Robert Lucky's recent popular explanation of information theory, Silicon Dreams, does a wonderful job precisely because--like information theory itself -- it does not try to explain everything. The mere fact that data can be compressed is, when you think about it, mysterious enough without also dragging in any possible connection between this and the ultimate heat death of the universe. In contrast to other books on information theory for a general audience, Lucky sticks solidly to subjects such as Shannon's theorem, the nature of text, text input and output, speech, speech processing, graphics, and graphics processing.

Those, in fact, are the key chapters in Lucky's book. For example, there is a solid 50-page chapter on text, which includes in-depth looks at the statistical properties of English and at text compression. The chapter on text input has a wonderful discussion of the nature of typing and of keyboards. (The persistence of the QWERTY keyboard against innovations such as Dvorak's might serve as a lesson for anyone who wants to replace an intrenched mess with a brand-spanking-new innovation.) Another 50-page chapter discusses speech processing, including coding, synthesis, and recognition. A chapter on picture processing looks in depth at the storage, generation, processing, and coding of graphics.

Most impressive in all this is that Lucky, executive director of research at AT&T Bell Laboratories, has managed to discuss all this in a book that could easily be understood by one's non-computer spouse. Basically, Silicon Dreams is a very readable survey, for a general audience, of signal processing, the Fourier transform, Lempel-Ziv, Huffman coding, linear predictive coding, and other topics you probably wouldn't expect to find discussed outside a for-professionals-only text. Anyone who wants to understand the theoretical foundation that makes possible software such as PKZIP and Stacker will want to read Silicon Dreams. Even professionals who already know about some of these topics will benefit from reading the book, because it will probably teach them some things they didn't already know, and it will certainly help put what they do know into a wider context.

Lucky's chapters on sound and graphics--like the code-intensive chapters on the subject in Nelson's data compression books -- are important to anyone interested in multimedia. I particularly recommend Lucky's account of the failure of Picturephone, which seems to me to say something about multimedia today.

The Entropy Problem

As I've said, Lucky concentrates on the mysterious-enough hard facts of information theory, and leaves alone the more nebulous questions in which others have become mired. This includes the ultimate question, which is what, if anything, the entropy of information theory has to do with the entropy of Clausius's second law of thermodynamics. Of course, they may have nothing to do with each other; it is reported that John von Neumann suggested that Shannon call his measure "entropy," because "no one knows what entropy is, so in a debate you will always have the advantage."

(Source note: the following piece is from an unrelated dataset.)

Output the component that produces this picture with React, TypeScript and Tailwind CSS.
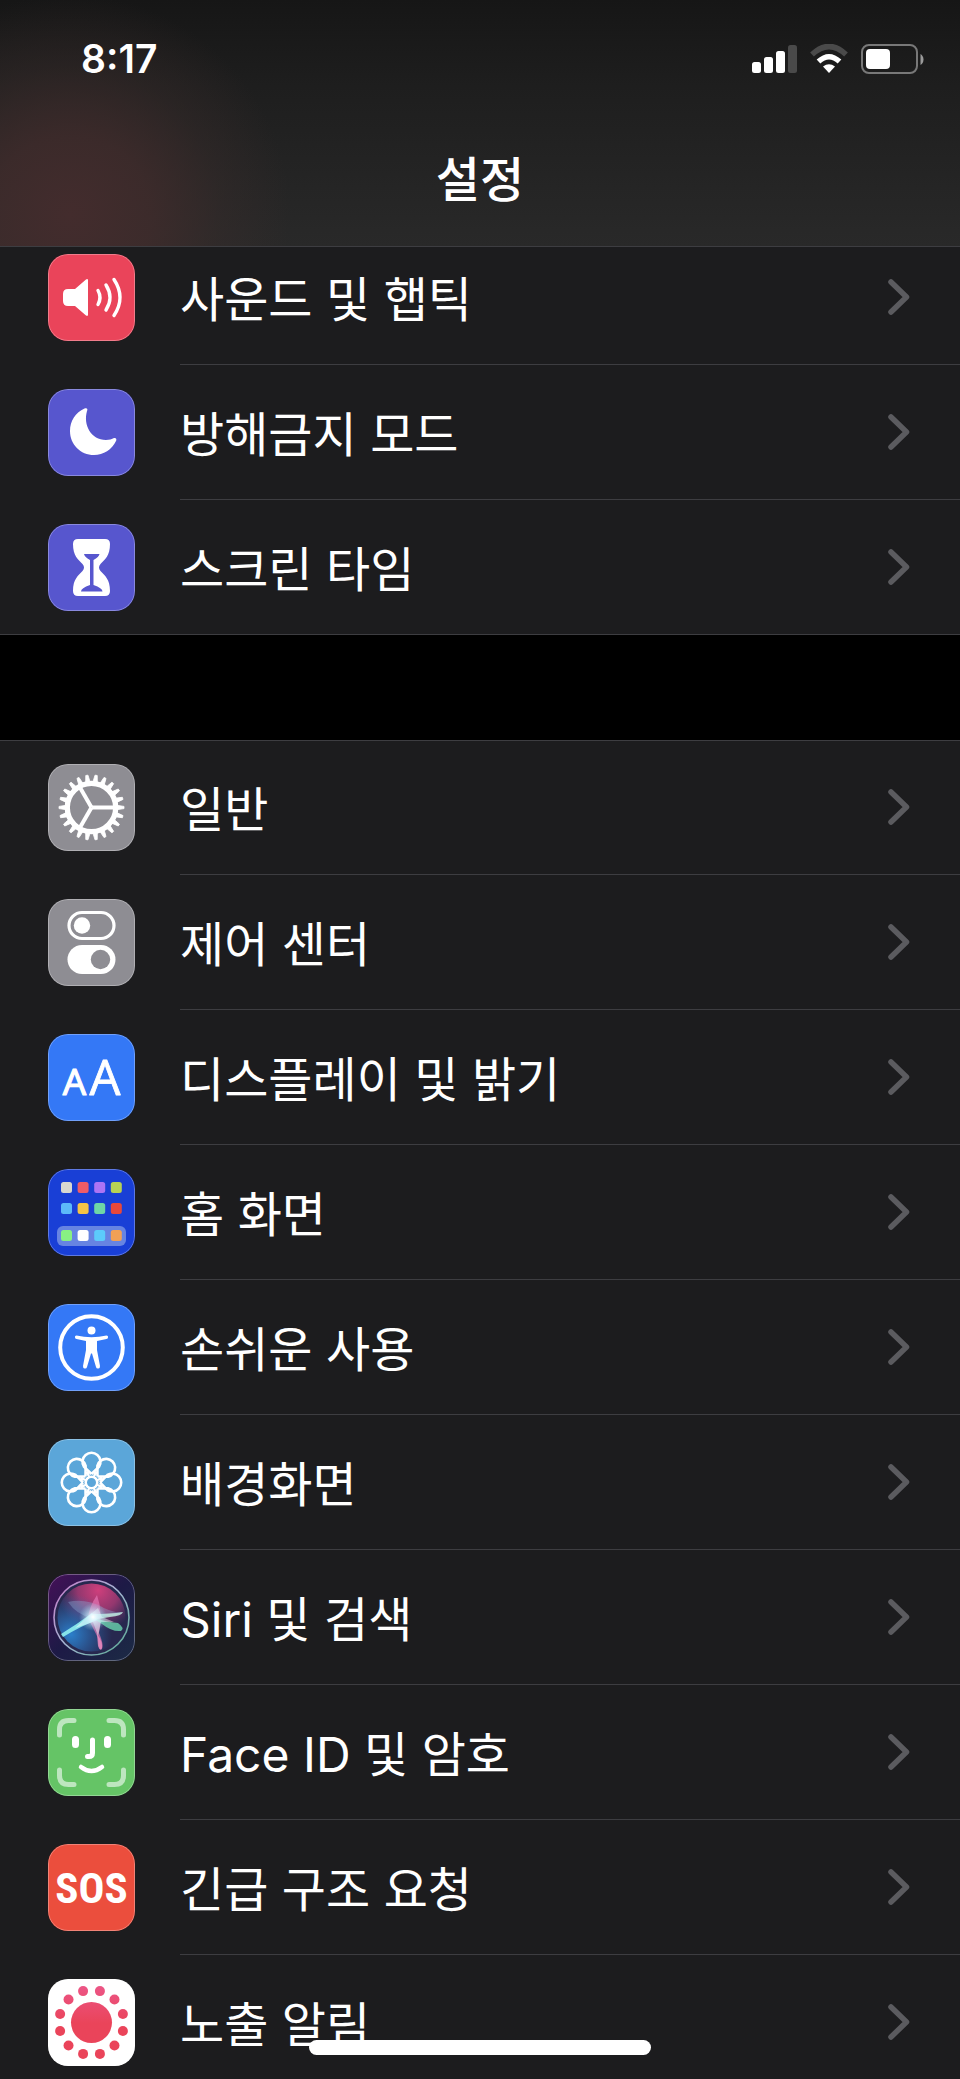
import React from 'react';

type Item = { label: string; tile: string; icon: React.ReactNode };

const dots = (n: number) => Array.from({ length: n }, (_, i) => i);

const SoundIcon = () => (
  <>
    <path d="M20 35h7l11-9.500q2-1.200 2 1V60.500q0 2.200-2 1L27 52h-7q-5 0-5-5v-7q0-5 5-5z" fill="#fff" />
    <g fill="none" stroke="#fff" strokeWidth="3.400" strokeLinecap="round">
      <path d="M50 36.500q4 7 0 14" />
      <path d="M58 31q8 12.500 0 25" />
      <path d="M66 25.500q12 18 0 36" />
    </g>
  </>
);

const MoonIcon = () => (
  <path
    d="M36.500 19.500C39 18.500 40 20 39 22C35 36 43 51 58 51C61 51 64 50 66 49C68 48.500 69 50 68 52C64 60.500 55.500 66 46 66C32.500 66 22 55.500 22 42C22 32 27.500 23.500 36.500 19.500z"
    fill="#fff"
  />
);

const HourglassIcon = () => (
  <>
    <path
      d="M30 15h27q5 0 5 5c0 12-5 15-9.500 20q-3 3.500 0 7C57 52 62 55 62 67q0 5-5 5H30q-5 0-5-5c0-12 5-15 9.500-20q3-3.500 0-7C30 35 25 32 25 20q0-5 5-5z"
      fill="#fff"
    />
    <path d="M36 30h15.500q-.5 3-6 6V61q9 3 9 6.500H33q0-3.500 9-6.500V36q-5.500-3-6-6z" fill="#5756ce" />
  </>
);

const GearIcon = () => (
  <g stroke="#fff" fill="none">
    {dots(22).map((i) => (
      <path
        key={i}
        d="M41.300 18L42.400 11h2.200L45.700 18z"
        fill="#fff"
        strokeWidth=".8"
        strokeLinejoin="round"
        transform={`rotate(${((i + 0.5) * 360) / 22} 43.500 43.500)`}
      />
    ))}
    <circle cx="43.500" cy="43.500" r="24.200" strokeWidth="5.300" />
    <g strokeWidth="4">
      <path d="M43.500 43.500H67" />
      <path d="M43.500 43.500L32 23.500" />
      <path d="M43.500 43.500L32 63.500" />
    </g>
  </g>
);

const TogglesIcon = () => (
  <>
    <rect x="21" y="13.500" width="45" height="26" rx="13" fill="none" stroke="#fff" strokeWidth="3.200" />
    <circle cx="34" cy="26.500" r="8.200" fill="#fff" />
    <rect x="19.500" y="46" width="48" height="29" rx="14.500" fill="#fff" />
    <circle cx="52.500" cy="60.500" r="9.700" fill="#8e8d93" />
  </>
);

const LettersIcon = () => (
  <g fill="#fff" stroke="#fff" strokeLinejoin="round" textAnchor="middle" className="font-['Open_Sans']">
    <text x="26.500" y="61" strokeWidth="1.200" className="text-[37px]">
      A
    </text>
    <text x="57" y="61" strokeWidth=".8" className="text-[49px]">
      A
    </text>
  </g>
);

const HomeScreenIcon = () => {
  const rows = [
    ['#d8d8d0', '#ee5c67', '#ad74f4', '#b8d254'],
    ['#5cb9f9', '#f6c445', '#6fd6a6', '#e8483a'],
    ['#88f083', '#ffffff', '#5ccbfb', '#f1a056'],
  ];
  const tops = [13, 34, 61];
  return (
    <>
      <rect x="9" y="57" width="69" height="20" rx="6" fill="#6784e2" />
      {rows.map((colors, r) =>
        colors.map((color, c) => (
          <rect key={color} x={13 + c * 16.6} y={tops[r]} width="11" height="11" rx="2.500" fill={color} />
        ))
      )}
    </>
  );
};

const AccessibilityIcon = () => (
  <>
    <circle cx="43.500" cy="43.500" r="31.300" fill="none" stroke="#fff" strokeWidth="4" />
    <circle cx="43.500" cy="26.500" r="4" fill="#fff" />
    <path
      d="M28.500 31.500Q43.500 35 58.500 31.500Q60.500 31.500 60 33.500Q60 34.500 58.500 35L49 37V46L52 62Q52 64.500 50.500 64.500Q48.500 65 48 63L44 49.500H43L39 63Q38.500 65 36.500 64.500Q35 64.500 35 62L38 46V37L28.500 35Q27 34.500 27 33.500Q26.500 31.500 28.500 31.500z"
      fill="#fff"
    />
  </>
);

const FlowerIcon = () => (
  <g fill="none" stroke="#fff" strokeWidth="2.600">
    {dots(8).map((i) => (
      <g key={i} transform={`rotate(${i * 45} 43.500 43.500)`}>
        <path d="M43.500 35L35.900 27.600A9 9 0 1 1 51.100 27.600L43.500 35" />
        <path d="M43.500 37.500L42.500 32.500H44.500z" fill="#fff" transform="rotate(22.500 43.500 43.500)" strokeWidth="1.600" />
      </g>
    ))}
    <circle cx="43.500" cy="43.500" r="5.800" />
  </g>
);

const SiriIcon = () => (
  <>
    <defs>
      <linearGradient id="siri-tile" x1="0" y1="0" x2="1" y2="1">
        <stop offset="0" stopColor="#451058" />
        <stop offset=".5" stopColor="#1d1a46" />
        <stop offset="1" stopColor="#1c2b45" />
      </linearGradient>
      <linearGradient id="siri-ring" x1="0" y1="0" x2="1" y2="1">
        <stop offset="0" stopColor="#c678c8" />
        <stop offset=".5" stopColor="#a4b5d2" />
        <stop offset="1" stopColor="#54a98e" />
      </linearGradient>
      <radialGradient id="siri-pink" cx=".6" cy=".1" r=".6">
        <stop offset="0" stopColor="#cf3f7c" />
        <stop offset=".5" stopColor="#a63a74" stopOpacity=".85" />
        <stop offset="1" stopColor="#8a3a78" stopOpacity="0" />
      </radialGradient>
      <radialGradient id="siri-blue" cx=".2" cy=".75" r=".6">
        <stop offset="0" stopColor="#2b7fcb" />
        <stop offset="1" stopColor="#2f6fb8" stopOpacity="0" />
      </radialGradient>
      <radialGradient id="siri-glow">
        <stop offset="0" stopColor="#fff" />
        <stop offset=".3" stopColor="#dcf6ff" stopOpacity=".75" />
        <stop offset="1" stopColor="#8fd8f0" stopOpacity="0" />
      </radialGradient>
    </defs>
    <rect width="87" height="87" fill="url(#siri-tile)" />
    <circle cx="43.500" cy="43.500" r="37.500" fill="#27284f" />
    <circle cx="43.500" cy="43.500" r="34" fill="url(#siri-pink)" />
    <circle cx="43.500" cy="43.500" r="34" fill="url(#siri-blue)" />
    <path d="M20 28Q38 24 56 34Q66 39 74 38Q72 42 60 42L43 44Q28 40 20 28z" fill="#8fb4dc" fillOpacity=".35" />
    <path d="M49 21Q41 33 40 44L50 64Q51 76 53 76Q57 73 51 59Q55 38 49 21z" fill="#ea79b8" fillOpacity=".65" />
    <path d="M49 60Q55 68 54 74Q52 78 50 72z" fill="#ee8cc0" fillOpacity=".8" />
    <path d="M43 43Q58 48 70 49Q77 54 73 57Q64 58 54 50z" fill="#6ee0b4" fillOpacity=".75" />
    <path d="M44 39Q28 51 13 60L15 63Q33 52 49 46z" fill="#8ff0f0" fillOpacity=".9" />
    <path d="M43 40Q62 40 75 38Q74 42 62 43L44 46z" fill="#c4f2e6" fillOpacity=".8" />
    <path d="M38 44L50 34L54 43L66 48L53 48L50 62L45 48L27 54z" fill="#fff" fillOpacity=".45" />
    <circle cx="45" cy="43" r="14" fill="url(#siri-glow)" />
    <circle cx="43.500" cy="43.500" r="37.500" fill="none" stroke="url(#siri-ring)" strokeWidth="1.600" />
  </>
);

const FaceIcon = () => (
  <g fill="none" stroke="#fff" strokeLinecap="round" strokeLinejoin="round">
    <g stroke="#bde6bf" strokeWidth="5">
      <path d="M11.500 26V20.500Q11.500 11.500 20.500 11.500H26" />
      <path d="M61 11.500H66.500Q75.500 11.500 75.500 20.500V26" />
      <path d="M11.500 61V66.500Q11.500 75.500 20.500 75.500H26" />
      <path d="M61 75.500H66.500Q75.500 75.500 75.500 66.500V61" />
    </g>
    <path d="M27.500 30.500V35.500M59.500 30.500V35.500" strokeWidth="7" />
    <path d="M44.500 31V44Q44.500 47.500 41 47.500H39.500" strokeWidth="5" />
    <path d="M33 58Q43.500 66 54 58" strokeWidth="4.500" />
  </g>
);

const SosIcon = () => (
  <text
    x="43.500"
    y="59"
    textAnchor="middle"
    fill="#fff"
    className="font-['Liberation_Sans_Narrow','Roboto_Condensed','Open_Sans_Condensed','Roboto'] text-[43px] font-bold"
  >
    SOS
  </text>
);

const ExposureIcon = () => (
  <>
    <defs>
      <linearGradient id="exposure" gradientUnits="userSpaceOnUse" x1="0" y1="8" x2="0" y2="80">
        <stop offset="0" stopColor="#ec5585" />
        <stop offset=".5" stopColor="#ea445a" />
        <stop offset="1" stopColor="#ea445a" />
      </linearGradient>
    </defs>
    <g fill="url(#exposure)">
      <circle cx="43.500" cy="43.500" r="20.500" />
      {dots(12).map((i) => {
        const angle = ((i * 30 + 15) * Math.PI) / 180;
        return <circle key={i} cx={43.5 + 32.5 * Math.cos(angle)} cy={43.5 + 32.5 * Math.sin(angle)} r="5" />;
      })}
    </g>
  </>
);

const firstGroup: Item[] = [
  { label: '사운드 및 햅틱', tile: 'bg-[#ea445a]', icon: <SoundIcon /> },
  { label: '방해금지 모드', tile: 'bg-[#5756ce]', icon: <MoonIcon /> },
  { label: '스크린 타임', tile: 'bg-[#5756ce]', icon: <HourglassIcon /> },
];

const secondGroup: Item[] = [
  { label: '일반', tile: 'bg-[#8e8d93]', icon: <GearIcon /> },
  { label: '제어 센터', tile: 'bg-[#8e8d93]', icon: <TogglesIcon /> },
  { label: '디스플레이 및 밝기', tile: 'bg-[#3478f6]', icon: <LettersIcon /> },
  { label: '홈 화면', tile: 'bg-[#193fd6]', icon: <HomeScreenIcon /> },
  { label: '손쉬운 사용', tile: 'bg-[#3478f6]', icon: <AccessibilityIcon /> },
  { label: '배경화면', tile: 'bg-[#5ba6d9]', icon: <FlowerIcon /> },
  { label: 'Siri 및 검색', tile: 'bg-[#1d1a46]', icon: <SiriIcon /> },
  { label: 'Face ID 및 암호', tile: 'bg-[#65c466]', icon: <FaceIcon /> },
  { label: '긴급 구조 요청', tile: 'bg-[#eb4e3d]', icon: <SosIcon /> },
  { label: '노출 알림', tile: 'bg-white', icon: <ExposureIcon /> },
];

const SettingsRow: React.FC<{ item: Item }> = ({ item }) => (
  <li className="group last:border-b last:border-[#3d3d41]">
    <a href="#" className="flex h-[135px] items-center pl-12 group-last:h-[134px]">
      <span className={`relative mr-[45px] block size-[87px] shrink-0 overflow-hidden rounded-[20px] ${item.tile}`}>
        <svg viewBox="0 0 87 87" className="size-full" aria-hidden="true">
          {item.icon}
        </svg>
        <span className="absolute inset-0 rounded-[20px] border border-white/30" />
      </span>
      <span className="flex h-full flex-1 items-center justify-between border-b border-[#3d3d41] pr-[50px] group-last:border-b-0">
        <span className="pt-1.5 text-5xl whitespace-nowrap">{item.label}</span>
        <svg viewBox="0 0 22 36" className="h-9 w-[22px]" fill="none" aria-hidden="true">
          <path d="M3 3L18.500 18L3 33" stroke="#5b5b5f" strokeWidth="5.500" strokeLinecap="round" strokeLinejoin="round" />
        </svg>
      </span>
    </a>
  </li>
);

const StatusBar = () => (
  <div className="flex items-center justify-between pt-[39px] pr-[36px] pl-[81px]">
    <time className="text-[39px] leading-10 font-semibold">8:17</time>
    <div className="flex items-center gap-3">
      <svg viewBox="0 0 45 30" className="h-[30px] w-[45px]" fill="#fff" aria-label="신호">
        <rect x="0" y="18" width="9" height="11" rx="2.500" />
        <rect x="12" y="13" width="9" height="16" rx="2.500" />
        <rect x="24" y="7" width="9" height="22" rx="2.500" />
        <rect x="36" y="1" width="9" height="28" rx="2.500" fill="#4a4a4a" />
      </svg>
      <svg viewBox="0 0 40 30" className="h-[30px] w-10" aria-label="Wi-Fi">
        <path d="M3 10.500Q20-5.500 37 10.500" fill="none" stroke="#4a4a4a" strokeWidth="5.500" />
        <path d="M9.500 17.500Q20 8 30.500 17.500" fill="none" stroke="#fff" strokeWidth="5.500" />
        <path d="M14 22.500Q20 18 26 22.500L20 29z" fill="#fff" />
      </svg>
      <svg viewBox="0 0 63 30" className="h-[30px] w-[63px]" aria-label="배터리">
        <rect x="1" y="1" width="55" height="28" rx="7" fill="none" stroke="#787878" strokeWidth="2" />
        <rect x="5" y="5" width="24" height="20" rx="4" fill="#fff" />
        <path d="M59.500 10q3 2 3 5.500t-3 5.500z" fill="#9a9a9a" />
      </svg>
    </div>
  </div>
);

const App: React.FC = () => {
  return (
    <div className="flex h-screen flex-col overflow-hidden bg-[#1c1c1e] font-['Inter','Noto_Sans_CJK_KR',sans-serif] text-white">
      <header className="relative z-10 h-[247px] shrink-0 border-b border-[#3d3d41] bg-[radial-gradient(circle_at_70px_215px,#432c2d_0px,#412c2ccc_80px,#3a2c2b66_150px,#302c2b00_220px),linear-gradient(#161616,#1e1e1e_35%,#292929)]">
        <StatusBar />
        <h1 className="mt-[73px] text-center text-5xl leading-[56px] font-medium">설정</h1>
      </header>

      <main>
        <ul className="-mt-[17px]">
          {firstGroup.map((item) => (
            <SettingsRow key={item.label} item={item} />
          ))}
        </ul>
        <div className="h-[105px] bg-black" />
        <div className="border-t border-[#3d3d41]">
          <ul className="-mt-px">
            {secondGroup.map((item) => (
              <SettingsRow key={item.label} item={item} />
            ))}
          </ul>
        </div>
      </main>

      <div className="fixed bottom-6 left-1/2 z-20 h-[15px] w-[342px] -translate-x-1/2 rounded-full bg-white" />
    </div>
  );
};

export default App;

In addition, Lucky notes that the striking similarity of the formulas involved may reflect little more than the fact that "any analysis of order and disorder would result in similar logarithmic equations." In any case, he writes, "such philosophical arguments might be made appropriately late at night over a bottle of wine." I've decided to take his advice literally. It's late at night, and I've been into the wine, so I feel fully equipped to talk about our final book this month, Maxwell's Demon. This is a collection of 25 papers on the link between information theory and the second law of thermodynamics, as they relate to a mythical being, Maxwell's demon, who uses observation alone to defy the second law. The general idea is that, if the type of entropy one might read about in a book on data compression is the same as the entropy that Clausius said tends to a maximum, then the demon is consistent with the second law.

Some of the flavor of these papers comes out in a remark in one of them, Charles Bennett's "Notes on the history of reversible computation," which refers to "the realization that one bit of information is somehow equivalent to k ln 2 units of entropy, or about 2.3 X 10{24} cal/Kelvin." This is a remarkable realization!

Other papers included in Maxwell's Demon are Szilard's 1929 classic "On the decrease of entropy in a thermodynamic system by the intervention of intelligent beings," Landauer's "Computation: a fundamental physical view" and "Irreversibility and heat generation in the computing process," and Bennett's "The thermodynamics of computation."

Surprisingly, one viewpoint not well represented here is that of Edward Fredkin, who is concerned, not with the physical basis of computation, but with--get this--the computational basis of physical reality. The world, in other words, is a computer, and reality is digital, not analog. (I wonder what size hard disk it takes. Will it run Stacker?) Fredkin's reversible logic gates and billiard-ball computer are discussed in some of the papers in Maxwell's Demon, but for his wider views you might enjoy the biographical sketch of Fredkin (who was reportedly the model for the character Professor Steven Falken in the 1983 movie War Games) in Robert Wright's Three Scientists and Their Gods. It goes very nicely with the Chianti.